If I've argued it once, I'll bet I've argued it a thousand times (and a hundred different ways) with people about the dangers inherent in turning over the election of the POTUS to the popular vote of the People...and they just don't seem to get it. Is it not that this idea of "democracy" really is taking hold of the minds of the electorate? I mean, I know that we're not a pure democracy by any stretch, even today, but it seems like we're heading more in that direction than the Federal Representative Republic direction...in the minds of the people, does it not?

Repeal the 17th amendment!

Call Me Mom said...

So, American Federalist candidates.....Have you a timeline on that goal?

The Monarchist said...

Tricky issue raised by Mr. Webster and questioned by Mom.

As I think I have mentioned, I've been getting heavily involved in politics at the city and township level.
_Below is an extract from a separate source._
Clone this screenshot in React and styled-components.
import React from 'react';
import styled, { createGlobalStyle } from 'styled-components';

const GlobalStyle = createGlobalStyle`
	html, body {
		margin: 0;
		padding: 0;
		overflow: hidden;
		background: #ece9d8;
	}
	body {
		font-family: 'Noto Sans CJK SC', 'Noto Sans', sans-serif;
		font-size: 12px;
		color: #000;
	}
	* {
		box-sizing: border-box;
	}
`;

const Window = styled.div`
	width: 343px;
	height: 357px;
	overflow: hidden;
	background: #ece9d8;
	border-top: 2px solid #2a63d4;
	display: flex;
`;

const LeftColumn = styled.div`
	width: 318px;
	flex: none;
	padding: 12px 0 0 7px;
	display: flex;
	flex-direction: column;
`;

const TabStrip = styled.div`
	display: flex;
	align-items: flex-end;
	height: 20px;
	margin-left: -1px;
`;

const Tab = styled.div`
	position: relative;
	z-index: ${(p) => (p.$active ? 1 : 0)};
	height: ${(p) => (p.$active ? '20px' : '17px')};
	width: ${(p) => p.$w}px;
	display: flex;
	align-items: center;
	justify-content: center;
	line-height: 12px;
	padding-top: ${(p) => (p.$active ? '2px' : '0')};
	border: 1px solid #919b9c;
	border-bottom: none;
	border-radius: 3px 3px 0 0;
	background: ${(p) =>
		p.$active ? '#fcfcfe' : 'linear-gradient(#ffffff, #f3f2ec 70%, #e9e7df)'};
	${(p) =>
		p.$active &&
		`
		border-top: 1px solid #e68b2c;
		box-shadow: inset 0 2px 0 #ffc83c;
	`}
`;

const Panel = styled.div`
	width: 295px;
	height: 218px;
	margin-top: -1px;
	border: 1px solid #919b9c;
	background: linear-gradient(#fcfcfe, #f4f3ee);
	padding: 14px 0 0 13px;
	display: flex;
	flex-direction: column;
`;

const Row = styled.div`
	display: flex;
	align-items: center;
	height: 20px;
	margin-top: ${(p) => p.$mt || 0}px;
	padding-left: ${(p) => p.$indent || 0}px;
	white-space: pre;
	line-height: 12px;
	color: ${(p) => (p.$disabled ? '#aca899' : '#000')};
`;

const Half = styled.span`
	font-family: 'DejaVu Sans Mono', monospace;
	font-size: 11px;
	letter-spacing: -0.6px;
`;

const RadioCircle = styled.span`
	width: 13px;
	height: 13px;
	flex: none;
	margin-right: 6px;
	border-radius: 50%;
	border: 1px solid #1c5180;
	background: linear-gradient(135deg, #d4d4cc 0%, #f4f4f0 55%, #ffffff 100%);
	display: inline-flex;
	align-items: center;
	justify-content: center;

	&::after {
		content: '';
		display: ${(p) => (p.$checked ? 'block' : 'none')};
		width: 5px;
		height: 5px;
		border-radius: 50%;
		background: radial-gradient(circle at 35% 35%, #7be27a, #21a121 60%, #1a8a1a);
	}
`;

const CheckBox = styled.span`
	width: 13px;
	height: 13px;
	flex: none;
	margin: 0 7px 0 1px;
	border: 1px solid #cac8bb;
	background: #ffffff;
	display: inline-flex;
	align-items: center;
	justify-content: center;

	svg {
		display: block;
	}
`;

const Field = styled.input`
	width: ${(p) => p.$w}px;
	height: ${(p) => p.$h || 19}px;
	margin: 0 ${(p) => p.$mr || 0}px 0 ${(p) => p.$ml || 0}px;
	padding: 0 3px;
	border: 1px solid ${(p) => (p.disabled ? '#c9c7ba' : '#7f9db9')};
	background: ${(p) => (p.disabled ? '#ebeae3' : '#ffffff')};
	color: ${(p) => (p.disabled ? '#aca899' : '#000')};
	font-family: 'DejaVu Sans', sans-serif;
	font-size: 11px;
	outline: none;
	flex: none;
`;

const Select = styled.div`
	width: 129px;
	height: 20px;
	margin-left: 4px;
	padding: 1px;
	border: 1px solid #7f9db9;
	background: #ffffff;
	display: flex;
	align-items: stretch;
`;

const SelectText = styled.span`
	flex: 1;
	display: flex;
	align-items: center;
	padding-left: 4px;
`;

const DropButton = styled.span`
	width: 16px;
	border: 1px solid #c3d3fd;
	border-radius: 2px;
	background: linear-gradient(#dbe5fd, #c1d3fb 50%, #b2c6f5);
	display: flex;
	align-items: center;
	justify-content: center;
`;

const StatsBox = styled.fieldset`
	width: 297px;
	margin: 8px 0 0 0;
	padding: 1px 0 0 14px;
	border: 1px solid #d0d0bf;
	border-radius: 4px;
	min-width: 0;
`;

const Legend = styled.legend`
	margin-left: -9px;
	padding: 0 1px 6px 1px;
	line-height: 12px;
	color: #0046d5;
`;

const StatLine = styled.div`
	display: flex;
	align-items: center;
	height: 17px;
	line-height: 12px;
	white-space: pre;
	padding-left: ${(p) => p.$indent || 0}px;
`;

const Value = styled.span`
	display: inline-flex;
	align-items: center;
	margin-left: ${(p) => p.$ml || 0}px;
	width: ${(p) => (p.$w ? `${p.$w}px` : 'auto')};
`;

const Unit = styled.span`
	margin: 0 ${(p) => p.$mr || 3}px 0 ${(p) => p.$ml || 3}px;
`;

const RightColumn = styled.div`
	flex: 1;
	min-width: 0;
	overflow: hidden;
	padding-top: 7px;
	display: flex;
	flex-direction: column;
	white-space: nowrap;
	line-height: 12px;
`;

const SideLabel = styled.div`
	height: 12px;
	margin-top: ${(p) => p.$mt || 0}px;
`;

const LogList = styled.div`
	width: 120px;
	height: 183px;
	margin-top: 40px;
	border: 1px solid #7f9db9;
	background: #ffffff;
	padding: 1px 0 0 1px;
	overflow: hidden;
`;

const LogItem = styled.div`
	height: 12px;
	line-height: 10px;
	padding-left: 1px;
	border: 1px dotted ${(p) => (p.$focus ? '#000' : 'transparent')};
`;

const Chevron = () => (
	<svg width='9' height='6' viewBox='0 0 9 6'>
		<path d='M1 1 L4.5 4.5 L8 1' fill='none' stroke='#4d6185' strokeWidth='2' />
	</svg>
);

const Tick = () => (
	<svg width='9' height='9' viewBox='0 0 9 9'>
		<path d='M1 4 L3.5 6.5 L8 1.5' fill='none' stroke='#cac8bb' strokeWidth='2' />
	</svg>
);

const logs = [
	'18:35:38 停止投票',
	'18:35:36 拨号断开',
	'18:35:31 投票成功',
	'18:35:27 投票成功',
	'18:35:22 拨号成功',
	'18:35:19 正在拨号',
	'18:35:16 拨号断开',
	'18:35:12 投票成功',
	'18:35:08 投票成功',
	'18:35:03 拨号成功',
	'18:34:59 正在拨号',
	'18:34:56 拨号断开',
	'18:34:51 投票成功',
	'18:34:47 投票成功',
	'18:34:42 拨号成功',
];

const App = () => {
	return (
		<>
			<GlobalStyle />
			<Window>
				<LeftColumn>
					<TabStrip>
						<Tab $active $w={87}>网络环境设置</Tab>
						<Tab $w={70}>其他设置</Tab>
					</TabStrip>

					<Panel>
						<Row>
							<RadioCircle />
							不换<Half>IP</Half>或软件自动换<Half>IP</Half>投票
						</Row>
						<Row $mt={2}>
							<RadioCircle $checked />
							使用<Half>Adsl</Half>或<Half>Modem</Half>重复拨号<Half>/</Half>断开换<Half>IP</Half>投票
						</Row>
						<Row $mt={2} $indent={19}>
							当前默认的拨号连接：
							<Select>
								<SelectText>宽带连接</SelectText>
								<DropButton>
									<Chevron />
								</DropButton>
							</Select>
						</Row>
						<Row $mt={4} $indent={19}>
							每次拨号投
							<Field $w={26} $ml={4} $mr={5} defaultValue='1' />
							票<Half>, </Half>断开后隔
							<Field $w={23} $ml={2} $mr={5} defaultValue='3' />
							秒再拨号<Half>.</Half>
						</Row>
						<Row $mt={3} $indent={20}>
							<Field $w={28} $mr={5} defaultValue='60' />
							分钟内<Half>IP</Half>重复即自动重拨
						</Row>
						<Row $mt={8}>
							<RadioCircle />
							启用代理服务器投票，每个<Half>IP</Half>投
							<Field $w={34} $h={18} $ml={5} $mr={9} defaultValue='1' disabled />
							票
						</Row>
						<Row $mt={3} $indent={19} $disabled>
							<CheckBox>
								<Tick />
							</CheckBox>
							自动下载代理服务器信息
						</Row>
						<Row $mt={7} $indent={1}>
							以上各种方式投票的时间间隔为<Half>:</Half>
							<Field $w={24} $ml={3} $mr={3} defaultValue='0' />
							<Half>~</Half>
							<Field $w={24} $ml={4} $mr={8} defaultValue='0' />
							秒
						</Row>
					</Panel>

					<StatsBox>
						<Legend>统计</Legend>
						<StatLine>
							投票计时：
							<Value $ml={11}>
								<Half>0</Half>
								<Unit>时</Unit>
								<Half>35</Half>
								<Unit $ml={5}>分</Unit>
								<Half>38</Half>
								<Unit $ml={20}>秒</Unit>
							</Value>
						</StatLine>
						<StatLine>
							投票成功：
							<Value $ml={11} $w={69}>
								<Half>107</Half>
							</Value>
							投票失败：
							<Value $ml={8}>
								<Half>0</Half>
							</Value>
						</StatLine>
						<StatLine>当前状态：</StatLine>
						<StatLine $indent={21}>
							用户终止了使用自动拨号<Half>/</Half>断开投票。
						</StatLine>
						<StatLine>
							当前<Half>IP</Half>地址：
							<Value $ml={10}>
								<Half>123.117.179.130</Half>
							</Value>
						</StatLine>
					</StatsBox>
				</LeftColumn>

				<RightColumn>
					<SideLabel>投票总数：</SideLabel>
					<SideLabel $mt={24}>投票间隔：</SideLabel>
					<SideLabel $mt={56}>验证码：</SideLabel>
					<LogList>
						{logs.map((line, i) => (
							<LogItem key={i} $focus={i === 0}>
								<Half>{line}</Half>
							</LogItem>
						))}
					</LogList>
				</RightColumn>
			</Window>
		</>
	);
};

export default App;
My goal has been to gain experience while attempting to change the conversation.

When the time is right, the time will be right. But I share Mr. Webster's vision that one day soon, God willing, there'll be an alternative to the status quo. Then once and for all, we can bid farewell to the Whigs. Um, I mean Republicans.

-AH

michael hargis said...

How do you propose to explain "balanced government" to the great unwashed?
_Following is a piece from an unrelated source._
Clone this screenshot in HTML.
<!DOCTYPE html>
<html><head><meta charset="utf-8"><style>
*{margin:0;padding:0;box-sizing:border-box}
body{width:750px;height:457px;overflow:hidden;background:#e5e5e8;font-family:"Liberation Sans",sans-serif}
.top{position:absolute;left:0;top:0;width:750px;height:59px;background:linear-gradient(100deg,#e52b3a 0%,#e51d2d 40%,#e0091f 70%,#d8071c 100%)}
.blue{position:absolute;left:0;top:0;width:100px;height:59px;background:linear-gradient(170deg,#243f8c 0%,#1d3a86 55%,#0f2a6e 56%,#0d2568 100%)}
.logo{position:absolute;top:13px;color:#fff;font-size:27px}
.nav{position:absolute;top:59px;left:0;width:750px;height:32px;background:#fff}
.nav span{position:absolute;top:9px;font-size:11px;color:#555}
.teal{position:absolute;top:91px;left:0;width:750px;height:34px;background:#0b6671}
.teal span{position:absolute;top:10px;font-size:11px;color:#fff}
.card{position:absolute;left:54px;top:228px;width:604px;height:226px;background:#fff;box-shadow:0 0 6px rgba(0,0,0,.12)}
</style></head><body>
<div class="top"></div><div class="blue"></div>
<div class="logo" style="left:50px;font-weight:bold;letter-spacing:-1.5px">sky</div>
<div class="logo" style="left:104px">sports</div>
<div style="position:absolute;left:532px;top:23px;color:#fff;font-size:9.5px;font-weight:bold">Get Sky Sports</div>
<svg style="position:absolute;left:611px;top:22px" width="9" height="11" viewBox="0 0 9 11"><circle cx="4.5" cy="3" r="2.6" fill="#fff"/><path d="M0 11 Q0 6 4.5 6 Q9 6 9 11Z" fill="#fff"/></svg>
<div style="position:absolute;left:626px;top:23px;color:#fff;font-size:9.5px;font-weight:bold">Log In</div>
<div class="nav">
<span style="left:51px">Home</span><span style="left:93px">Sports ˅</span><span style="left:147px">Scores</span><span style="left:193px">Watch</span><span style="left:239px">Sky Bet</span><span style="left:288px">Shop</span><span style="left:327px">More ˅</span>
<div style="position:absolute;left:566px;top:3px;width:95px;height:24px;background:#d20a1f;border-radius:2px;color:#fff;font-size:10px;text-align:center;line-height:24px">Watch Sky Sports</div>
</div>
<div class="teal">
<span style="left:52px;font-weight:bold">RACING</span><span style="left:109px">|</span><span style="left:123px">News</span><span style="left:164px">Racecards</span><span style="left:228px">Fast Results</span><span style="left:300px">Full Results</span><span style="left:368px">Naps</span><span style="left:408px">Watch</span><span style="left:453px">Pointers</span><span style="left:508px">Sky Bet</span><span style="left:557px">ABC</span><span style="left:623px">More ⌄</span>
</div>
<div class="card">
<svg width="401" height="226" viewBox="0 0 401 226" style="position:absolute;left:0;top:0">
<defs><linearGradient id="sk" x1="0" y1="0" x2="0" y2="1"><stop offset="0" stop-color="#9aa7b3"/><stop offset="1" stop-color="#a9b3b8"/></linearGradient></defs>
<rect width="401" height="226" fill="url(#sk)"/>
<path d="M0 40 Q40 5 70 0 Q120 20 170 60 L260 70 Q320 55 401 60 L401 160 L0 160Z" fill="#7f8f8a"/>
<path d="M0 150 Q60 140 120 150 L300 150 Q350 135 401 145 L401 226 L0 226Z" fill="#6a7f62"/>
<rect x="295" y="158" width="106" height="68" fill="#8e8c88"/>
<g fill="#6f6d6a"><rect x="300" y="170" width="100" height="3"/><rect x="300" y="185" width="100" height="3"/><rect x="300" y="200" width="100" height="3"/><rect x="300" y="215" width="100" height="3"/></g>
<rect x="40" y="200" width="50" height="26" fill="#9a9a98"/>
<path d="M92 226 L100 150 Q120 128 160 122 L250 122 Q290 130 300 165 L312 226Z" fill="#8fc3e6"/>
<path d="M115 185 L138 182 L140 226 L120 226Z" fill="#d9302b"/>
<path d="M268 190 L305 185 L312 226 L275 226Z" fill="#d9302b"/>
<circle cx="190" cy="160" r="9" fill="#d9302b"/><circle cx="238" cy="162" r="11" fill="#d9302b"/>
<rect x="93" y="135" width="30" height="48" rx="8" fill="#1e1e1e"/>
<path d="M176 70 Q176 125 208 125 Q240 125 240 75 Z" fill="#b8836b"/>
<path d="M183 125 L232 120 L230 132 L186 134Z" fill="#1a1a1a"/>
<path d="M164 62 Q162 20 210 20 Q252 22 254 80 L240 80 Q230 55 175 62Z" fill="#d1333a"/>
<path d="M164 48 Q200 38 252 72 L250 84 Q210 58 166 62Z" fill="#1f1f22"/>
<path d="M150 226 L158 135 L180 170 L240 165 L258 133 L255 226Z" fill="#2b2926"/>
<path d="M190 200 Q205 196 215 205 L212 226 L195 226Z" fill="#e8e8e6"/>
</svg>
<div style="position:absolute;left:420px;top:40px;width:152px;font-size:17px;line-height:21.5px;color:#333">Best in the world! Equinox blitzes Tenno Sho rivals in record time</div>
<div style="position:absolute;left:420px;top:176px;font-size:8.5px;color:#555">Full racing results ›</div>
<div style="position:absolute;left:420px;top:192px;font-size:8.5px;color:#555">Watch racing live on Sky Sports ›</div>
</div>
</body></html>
Perhaps it could be said that the services that some are dependant on would not disappear, but the change would be in who signs the checks.

The Monarchist said...

That's the simplest proposition: you'll pay the majority of your taxes to the local government and they'll be better equipped (because of proximity) to deliver services for less cost, contrasted with how things are today, wherein you pay a majority of your taxes to the federal.

Of course, in my example, once the taxpaying citizens of Cook County see that they're supporting the least productive amongst them, that's when the fun begins.

-AH

Daniel Webster said...

Mom, yes, God's. :)

Hargis, some months back I put together a post entitled "Explaining Balanced Government," or something to that effect. At this moment it is still in the draft phase. The reason being not that I have much trouble explaining the idea to my own satisfaction, or to Messrs. Hamilton or Adams, but that until we can successfully explain it to others informally -that is, in general conversations like this one - then there's probably little or no point to a formal explanation of the concept put in terms, ummm, more specified...one might even say "more simplified." This here conversation, among others past and future, is a great vehicle for hashing it all out; for reducing it to universally understandable terms.
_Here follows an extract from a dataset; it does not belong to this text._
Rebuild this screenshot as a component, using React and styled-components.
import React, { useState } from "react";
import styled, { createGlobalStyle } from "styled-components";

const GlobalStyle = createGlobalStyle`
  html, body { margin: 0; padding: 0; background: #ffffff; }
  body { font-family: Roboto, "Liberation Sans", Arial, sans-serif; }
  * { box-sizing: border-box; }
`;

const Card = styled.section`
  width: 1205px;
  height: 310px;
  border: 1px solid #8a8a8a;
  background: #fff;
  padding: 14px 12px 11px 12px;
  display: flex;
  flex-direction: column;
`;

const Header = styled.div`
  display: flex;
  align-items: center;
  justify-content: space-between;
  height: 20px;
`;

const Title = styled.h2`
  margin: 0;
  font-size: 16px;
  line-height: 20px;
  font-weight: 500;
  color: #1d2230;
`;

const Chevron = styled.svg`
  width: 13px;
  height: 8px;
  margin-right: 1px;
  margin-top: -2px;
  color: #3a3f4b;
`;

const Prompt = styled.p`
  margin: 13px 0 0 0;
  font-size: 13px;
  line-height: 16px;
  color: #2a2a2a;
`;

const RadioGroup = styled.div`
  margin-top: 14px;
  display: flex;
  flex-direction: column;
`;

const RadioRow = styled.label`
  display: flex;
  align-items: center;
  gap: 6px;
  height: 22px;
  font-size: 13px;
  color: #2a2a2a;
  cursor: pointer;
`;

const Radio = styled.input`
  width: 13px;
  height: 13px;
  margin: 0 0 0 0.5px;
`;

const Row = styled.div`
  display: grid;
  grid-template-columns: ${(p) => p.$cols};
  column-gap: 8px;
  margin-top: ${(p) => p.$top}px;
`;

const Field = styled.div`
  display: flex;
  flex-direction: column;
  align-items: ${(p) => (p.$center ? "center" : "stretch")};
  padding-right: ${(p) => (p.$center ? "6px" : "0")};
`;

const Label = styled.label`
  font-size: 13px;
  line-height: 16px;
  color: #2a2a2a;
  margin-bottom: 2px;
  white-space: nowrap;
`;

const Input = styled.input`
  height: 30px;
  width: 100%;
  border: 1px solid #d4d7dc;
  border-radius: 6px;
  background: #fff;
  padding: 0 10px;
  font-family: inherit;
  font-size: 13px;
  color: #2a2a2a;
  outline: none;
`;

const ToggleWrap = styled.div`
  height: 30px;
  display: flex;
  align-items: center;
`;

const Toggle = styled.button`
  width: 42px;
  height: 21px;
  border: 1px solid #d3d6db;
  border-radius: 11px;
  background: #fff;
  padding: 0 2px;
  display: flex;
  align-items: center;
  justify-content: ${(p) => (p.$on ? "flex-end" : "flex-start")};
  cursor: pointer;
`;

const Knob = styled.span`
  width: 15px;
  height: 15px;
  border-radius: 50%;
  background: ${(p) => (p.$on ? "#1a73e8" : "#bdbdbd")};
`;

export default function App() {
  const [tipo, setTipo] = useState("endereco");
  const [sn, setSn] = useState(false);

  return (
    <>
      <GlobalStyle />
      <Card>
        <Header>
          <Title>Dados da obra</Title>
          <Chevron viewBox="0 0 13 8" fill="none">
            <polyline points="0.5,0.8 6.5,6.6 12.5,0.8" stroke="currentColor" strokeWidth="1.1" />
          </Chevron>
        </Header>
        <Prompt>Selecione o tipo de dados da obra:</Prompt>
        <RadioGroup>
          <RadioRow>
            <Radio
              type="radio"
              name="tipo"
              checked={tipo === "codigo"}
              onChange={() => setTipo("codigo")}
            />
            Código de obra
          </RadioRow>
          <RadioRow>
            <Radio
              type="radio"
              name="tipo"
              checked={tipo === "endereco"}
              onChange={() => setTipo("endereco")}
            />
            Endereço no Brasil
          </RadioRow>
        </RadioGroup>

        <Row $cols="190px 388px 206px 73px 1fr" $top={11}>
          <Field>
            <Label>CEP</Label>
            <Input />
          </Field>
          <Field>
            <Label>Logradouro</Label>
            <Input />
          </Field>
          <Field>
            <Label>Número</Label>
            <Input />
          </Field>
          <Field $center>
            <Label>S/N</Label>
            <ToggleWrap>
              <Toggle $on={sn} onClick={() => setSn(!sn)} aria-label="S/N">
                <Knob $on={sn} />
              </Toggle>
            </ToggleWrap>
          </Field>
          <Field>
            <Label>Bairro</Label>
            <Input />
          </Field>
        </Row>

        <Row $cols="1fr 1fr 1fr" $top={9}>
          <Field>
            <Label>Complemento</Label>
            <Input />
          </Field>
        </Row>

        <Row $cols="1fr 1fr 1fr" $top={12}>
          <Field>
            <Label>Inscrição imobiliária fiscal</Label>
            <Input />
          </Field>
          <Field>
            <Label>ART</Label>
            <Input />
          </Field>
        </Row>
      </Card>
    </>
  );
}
There are two main points I wish to make here: 1. that this has already been thought of and discussed among the contributers (the need for an explanation of a more formal nature), and 2. that your suggestion is duly noted and certainly will be considered as part of an explanation for "balanced government" -American Federalist style. That these services will always remain available to those who mistake dependency for liberty...at the more local levels of government...is indeed part of the strategy. The goal of course being that these services become more and more limited in scope (and size), as with the vehicle for providing them - government - thru' natural processes...if you catch my drift.

Anonymous said...

http://www.snopes.com/politics/quotes/tyler.asp

False words are not only evil in themselves, but they infect the soul with evil.

~ Plato, Dialogues

The Monarchist said...

Dear Anonymous,

Thanks for your courageous post.

In case you missed it, I made a point of stating in the post that I didn't go back and check any of the facts included therein. Merely shared an e-mail in its entirety and the line of thinking it inspired.

But I did read your link, and acknowledge that some of the statements in that e-mail have been proven false - some of them. I do appreciate your concern for my soul.

-AH

"You are young, my son, and, as the years go by, time will change and even reverse many of your present opinions. Refrain therefore awhile from setting yourself up as a judge of the highest matters."